• _STATED EXERCISE_:
Leave out the pictures and repeat the data exactly.

• _INFORMATION SUPPLIED_:
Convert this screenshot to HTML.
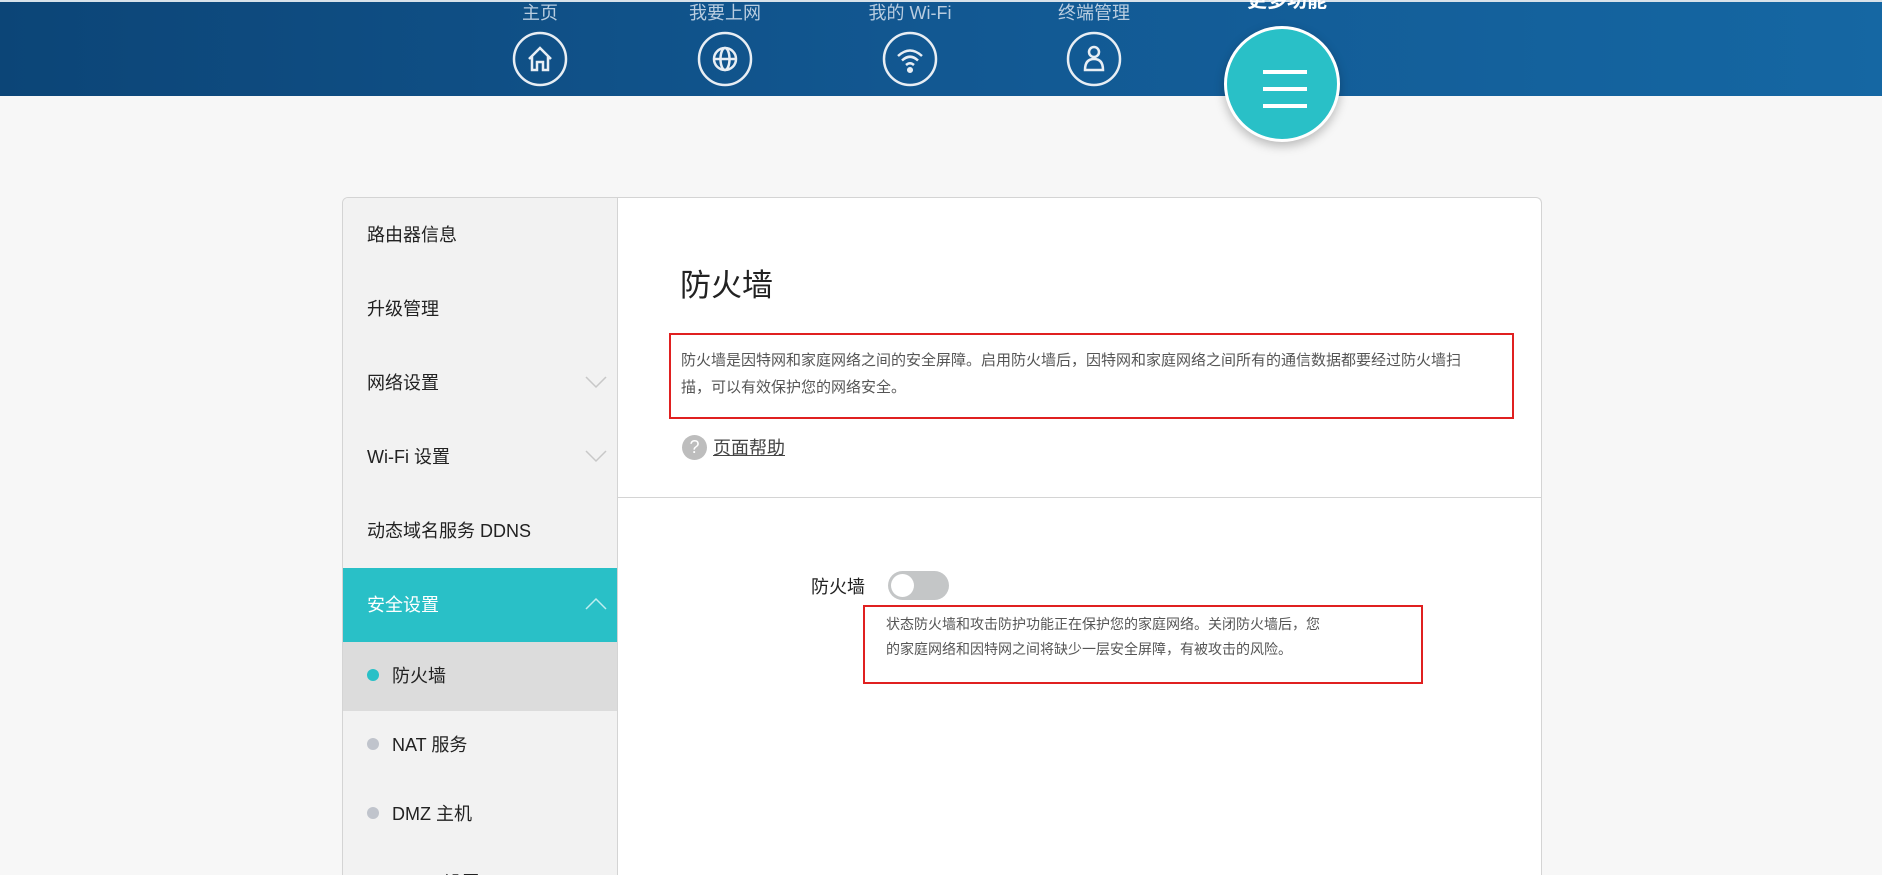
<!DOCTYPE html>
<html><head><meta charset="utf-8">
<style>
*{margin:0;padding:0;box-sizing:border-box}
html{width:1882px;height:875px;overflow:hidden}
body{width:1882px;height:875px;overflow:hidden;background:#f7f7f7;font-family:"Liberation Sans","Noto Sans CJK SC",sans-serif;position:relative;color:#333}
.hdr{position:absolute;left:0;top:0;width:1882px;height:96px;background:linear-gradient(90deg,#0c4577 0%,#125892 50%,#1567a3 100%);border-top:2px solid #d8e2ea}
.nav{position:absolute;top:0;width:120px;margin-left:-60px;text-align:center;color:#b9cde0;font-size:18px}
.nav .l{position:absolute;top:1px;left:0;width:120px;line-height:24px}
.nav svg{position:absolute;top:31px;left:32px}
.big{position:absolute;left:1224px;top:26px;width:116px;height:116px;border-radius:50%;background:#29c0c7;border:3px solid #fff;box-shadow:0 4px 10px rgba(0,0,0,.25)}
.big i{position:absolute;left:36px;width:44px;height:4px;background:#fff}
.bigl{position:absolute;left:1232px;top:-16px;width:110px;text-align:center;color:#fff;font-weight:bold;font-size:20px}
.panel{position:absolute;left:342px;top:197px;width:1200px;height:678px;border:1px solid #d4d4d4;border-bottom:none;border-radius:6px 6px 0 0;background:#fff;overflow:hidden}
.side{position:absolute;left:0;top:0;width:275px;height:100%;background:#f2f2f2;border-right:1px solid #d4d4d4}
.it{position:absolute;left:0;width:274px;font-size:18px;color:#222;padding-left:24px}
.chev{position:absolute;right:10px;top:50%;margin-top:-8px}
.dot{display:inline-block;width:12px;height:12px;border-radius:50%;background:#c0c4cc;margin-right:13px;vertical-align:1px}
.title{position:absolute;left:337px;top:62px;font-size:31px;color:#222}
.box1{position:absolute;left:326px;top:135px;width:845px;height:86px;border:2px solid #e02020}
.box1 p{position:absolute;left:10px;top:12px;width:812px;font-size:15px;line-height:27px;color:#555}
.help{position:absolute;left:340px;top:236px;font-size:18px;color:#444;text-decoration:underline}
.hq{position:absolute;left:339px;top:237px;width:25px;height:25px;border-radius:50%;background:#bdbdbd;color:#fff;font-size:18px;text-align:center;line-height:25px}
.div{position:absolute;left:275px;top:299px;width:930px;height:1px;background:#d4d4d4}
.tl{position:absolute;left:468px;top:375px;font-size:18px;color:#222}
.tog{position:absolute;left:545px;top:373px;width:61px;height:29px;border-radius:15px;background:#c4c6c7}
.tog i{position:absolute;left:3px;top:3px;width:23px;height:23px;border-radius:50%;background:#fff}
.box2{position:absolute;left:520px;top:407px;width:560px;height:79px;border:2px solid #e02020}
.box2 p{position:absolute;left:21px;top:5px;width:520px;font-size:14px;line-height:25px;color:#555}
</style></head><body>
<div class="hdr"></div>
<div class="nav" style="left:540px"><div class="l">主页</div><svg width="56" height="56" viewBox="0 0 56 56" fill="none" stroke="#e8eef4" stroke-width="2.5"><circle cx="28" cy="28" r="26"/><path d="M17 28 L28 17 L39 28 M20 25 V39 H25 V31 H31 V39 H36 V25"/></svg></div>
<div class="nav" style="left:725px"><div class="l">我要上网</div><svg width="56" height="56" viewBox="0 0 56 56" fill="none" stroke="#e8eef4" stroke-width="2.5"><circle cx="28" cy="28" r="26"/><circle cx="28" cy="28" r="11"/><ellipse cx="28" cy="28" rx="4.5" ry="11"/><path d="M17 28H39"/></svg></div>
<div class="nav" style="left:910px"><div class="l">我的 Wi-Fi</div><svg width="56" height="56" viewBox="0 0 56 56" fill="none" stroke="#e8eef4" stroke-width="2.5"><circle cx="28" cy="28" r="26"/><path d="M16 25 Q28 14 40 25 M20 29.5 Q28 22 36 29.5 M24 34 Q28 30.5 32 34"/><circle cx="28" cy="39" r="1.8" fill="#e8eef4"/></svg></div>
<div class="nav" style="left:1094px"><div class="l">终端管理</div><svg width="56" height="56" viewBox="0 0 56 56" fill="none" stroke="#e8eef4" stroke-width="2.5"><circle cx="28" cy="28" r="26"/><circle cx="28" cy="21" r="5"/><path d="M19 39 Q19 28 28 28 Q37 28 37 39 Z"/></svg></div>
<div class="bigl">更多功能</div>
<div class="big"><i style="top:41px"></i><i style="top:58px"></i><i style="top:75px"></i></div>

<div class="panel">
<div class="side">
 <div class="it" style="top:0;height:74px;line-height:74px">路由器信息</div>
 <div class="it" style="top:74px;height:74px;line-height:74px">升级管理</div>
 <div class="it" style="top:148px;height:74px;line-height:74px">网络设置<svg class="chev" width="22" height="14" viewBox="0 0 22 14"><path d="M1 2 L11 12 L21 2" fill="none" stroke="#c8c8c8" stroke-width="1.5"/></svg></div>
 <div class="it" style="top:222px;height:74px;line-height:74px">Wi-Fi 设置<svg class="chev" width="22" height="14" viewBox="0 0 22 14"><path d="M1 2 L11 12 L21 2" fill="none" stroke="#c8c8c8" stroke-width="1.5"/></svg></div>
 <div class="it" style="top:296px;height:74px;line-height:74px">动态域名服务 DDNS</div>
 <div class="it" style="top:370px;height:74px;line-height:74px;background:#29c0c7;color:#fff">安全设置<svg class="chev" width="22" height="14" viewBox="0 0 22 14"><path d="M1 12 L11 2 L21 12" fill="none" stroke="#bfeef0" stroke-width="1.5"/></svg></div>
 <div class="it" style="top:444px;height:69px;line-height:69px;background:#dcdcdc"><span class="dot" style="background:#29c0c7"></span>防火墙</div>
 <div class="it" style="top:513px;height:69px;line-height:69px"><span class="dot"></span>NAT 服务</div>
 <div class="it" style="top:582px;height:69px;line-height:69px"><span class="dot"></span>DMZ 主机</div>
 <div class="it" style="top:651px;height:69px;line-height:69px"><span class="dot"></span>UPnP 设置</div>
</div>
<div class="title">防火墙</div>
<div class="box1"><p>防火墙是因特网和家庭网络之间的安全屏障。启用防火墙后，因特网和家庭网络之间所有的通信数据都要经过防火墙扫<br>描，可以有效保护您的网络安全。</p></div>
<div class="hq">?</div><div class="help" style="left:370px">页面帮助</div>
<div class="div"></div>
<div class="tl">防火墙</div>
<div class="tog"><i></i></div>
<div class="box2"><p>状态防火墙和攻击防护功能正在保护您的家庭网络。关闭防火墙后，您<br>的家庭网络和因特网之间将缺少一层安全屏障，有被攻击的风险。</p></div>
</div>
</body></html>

• _EXPECTED OUTPUT_:
Convert this screenshot to HTML.
<!DOCTYPE html>
<html><head><meta charset="utf-8">
<style>
*{margin:0;padding:0;box-sizing:border-box}
html{width:1882px;height:875px;overflow:hidden}
body{width:1882px;height:875px;overflow:hidden;background:#f7f7f7;font-family:"Liberation Sans","Noto Sans CJK SC",sans-serif;position:relative;color:#333}
.hdr{position:absolute;left:0;top:0;width:1882px;height:96px;background:linear-gradient(90deg,#0c4577 0%,#125892 50%,#1567a3 100%);border-top:2px solid #d8e2ea}
.nav{position:absolute;top:0;width:120px;margin-left:-60px;text-align:center;color:#b9cde0;font-size:18px}
.nav .l{position:absolute;top:1px;left:0;width:120px;line-height:24px}
.nav svg{position:absolute;top:31px;left:32px}
.big{position:absolute;left:1224px;top:26px;width:116px;height:116px;border-radius:50%;background:#29c0c7;border:3px solid #fff;box-shadow:0 4px 10px rgba(0,0,0,.25)}
.big i{position:absolute;left:36px;width:44px;height:4px;background:#fff}
.bigl{position:absolute;left:1232px;top:-16px;width:110px;text-align:center;color:#fff;font-weight:bold;font-size:20px}
.panel{position:absolute;left:342px;top:197px;width:1200px;height:678px;border:1px solid #d4d4d4;border-bottom:none;border-radius:6px 6px 0 0;background:#fff;overflow:hidden}
.side{position:absolute;left:0;top:0;width:275px;height:100%;background:#f2f2f2;border-right:1px solid #d4d4d4}
.it{position:absolute;left:0;width:274px;font-size:18px;color:#222;padding-left:24px}
.chev{position:absolute;right:10px;top:50%;margin-top:-8px}
.dot{display:inline-block;width:12px;height:12px;border-radius:50%;background:#c0c4cc;margin-right:13px;vertical-align:1px}
.title{position:absolute;left:337px;top:62px;font-size:31px;color:#222}
.box1{position:absolute;left:326px;top:135px;width:845px;height:86px;border:2px solid #e02020}
.box1 p{position:absolute;left:10px;top:12px;width:812px;font-size:15px;line-height:27px;color:#555}
.help{position:absolute;left:340px;top:236px;font-size:18px;color:#444;text-decoration:underline}
.hq{position:absolute;left:339px;top:237px;width:25px;height:25px;border-radius:50%;background:#bdbdbd;color:#fff;font-size:18px;text-align:center;line-height:25px}
.div{position:absolute;left:275px;top:299px;width:930px;height:1px;background:#d4d4d4}
.tl{position:absolute;left:468px;top:375px;font-size:18px;color:#222}
.tog{position:absolute;left:545px;top:373px;width:61px;height:29px;border-radius:15px;background:#c4c6c7}
.tog i{position:absolute;left:3px;top:3px;width:23px;height:23px;border-radius:50%;background:#fff}
.box2{position:absolute;left:520px;top:407px;width:560px;height:79px;border:2px solid #e02020}
.box2 p{position:absolute;left:21px;top:5px;width:520px;font-size:14px;line-height:25px;color:#555}
</style></head><body>
<div class="hdr"></div>
<div class="nav" style="left:540px"><div class="l">主页</div><svg width="56" height="56" viewBox="0 0 56 56" fill="none" stroke="#e8eef4" stroke-width="2.5"><circle cx="28" cy="28" r="26"/><path d="M17 28 L28 17 L39 28 M20 25 V39 H25 V31 H31 V39 H36 V25"/></svg></div>
<div class="nav" style="left:725px"><div class="l">我要上网</div><svg width="56" height="56" viewBox="0 0 56 56" fill="none" stroke="#e8eef4" stroke-width="2.5"><circle cx="28" cy="28" r="26"/><circle cx="28" cy="28" r="11"/><ellipse cx="28" cy="28" rx="4.5" ry="11"/><path d="M17 28H39"/></svg></div>
<div class="nav" style="left:910px"><div class="l">我的 Wi-Fi</div><svg width="56" height="56" viewBox="0 0 56 56" fill="none" stroke="#e8eef4" stroke-width="2.5"><circle cx="28" cy="28" r="26"/><path d="M16 25 Q28 14 40 25 M20 29.5 Q28 22 36 29.5 M24 34 Q28 30.5 32 34"/><circle cx="28" cy="39" r="1.8" fill="#e8eef4"/></svg></div>
<div class="nav" style="left:1094px"><div class="l">终端管理</div><svg width="56" height="56" viewBox="0 0 56 56" fill="none" stroke="#e8eef4" stroke-width="2.5"><circle cx="28" cy="28" r="26"/><circle cx="28" cy="21" r="5"/><path d="M19 39 Q19 28 28 28 Q37 28 37 39 Z"/></svg></div>
<div class="bigl">更多功能</div>
<div class="big"><i style="top:41px"></i><i style="top:58px"></i><i style="top:75px"></i></div>

<div class="panel">
<div class="side">
 <div class="it" style="top:0;height:74px;line-height:74px">路由器信息</div>
 <div class="it" style="top:74px;height:74px;line-height:74px">升级管理</div>
 <div class="it" style="top:148px;height:74px;line-height:74px">网络设置<svg class="chev" width="22" height="14" viewBox="0 0 22 14"><path d="M1 2 L11 12 L21 2" fill="none" stroke="#c8c8c8" stroke-width="1.5"/></svg></div>
 <div class="it" style="top:222px;height:74px;line-height:74px">Wi-Fi 设置<svg class="chev" width="22" height="14" viewBox="0 0 22 14"><path d="M1 2 L11 12 L21 2" fill="none" stroke="#c8c8c8" stroke-width="1.5"/></svg></div>
 <div class="it" style="top:296px;height:74px;line-height:74px">动态域名服务 DDNS</div>
 <div class="it" style="top:370px;height:74px;line-height:74px;background:#29c0c7;color:#fff">安全设置<svg class="chev" width="22" height="14" viewBox="0 0 22 14"><path d="M1 12 L11 2 L21 12" fill="none" stroke="#bfeef0" stroke-width="1.5"/></svg></div>
 <div class="it" style="top:444px;height:69px;line-height:69px;background:#dcdcdc"><span class="dot" style="background:#29c0c7"></span>防火墙</div>
 <div class="it" style="top:513px;height:69px;line-height:69px"><span class="dot"></span>NAT 服务</div>
 <div class="it" style="top:582px;height:69px;line-height:69px"><span class="dot"></span>DMZ 主机</div>
 <div class="it" style="top:651px;height:69px;line-height:69px"><span class="dot"></span>UPnP 设置</div>
</div>
<div class="title">防火墙</div>
<div class="box1"><p>防火墙是因特网和家庭网络之间的安全屏障。启用防火墙后，因特网和家庭网络之间所有的通信数据都要经过防火墙扫<br>描，可以有效保护您的网络安全。</p></div>
<div class="hq">?</div><div class="help" style="left:370px">页面帮助</div>
<div class="div"></div>
<div class="tl">防火墙</div>
<div class="tog"><i></i></div>
<div class="box2"><p>状态防火墙和攻击防护功能正在保护您的家庭网络。关闭防火墙后，您<br>的家庭网络和因特网之间将缺少一层安全屏障，有被攻击的风险。</p></div>
</div>
</body></html>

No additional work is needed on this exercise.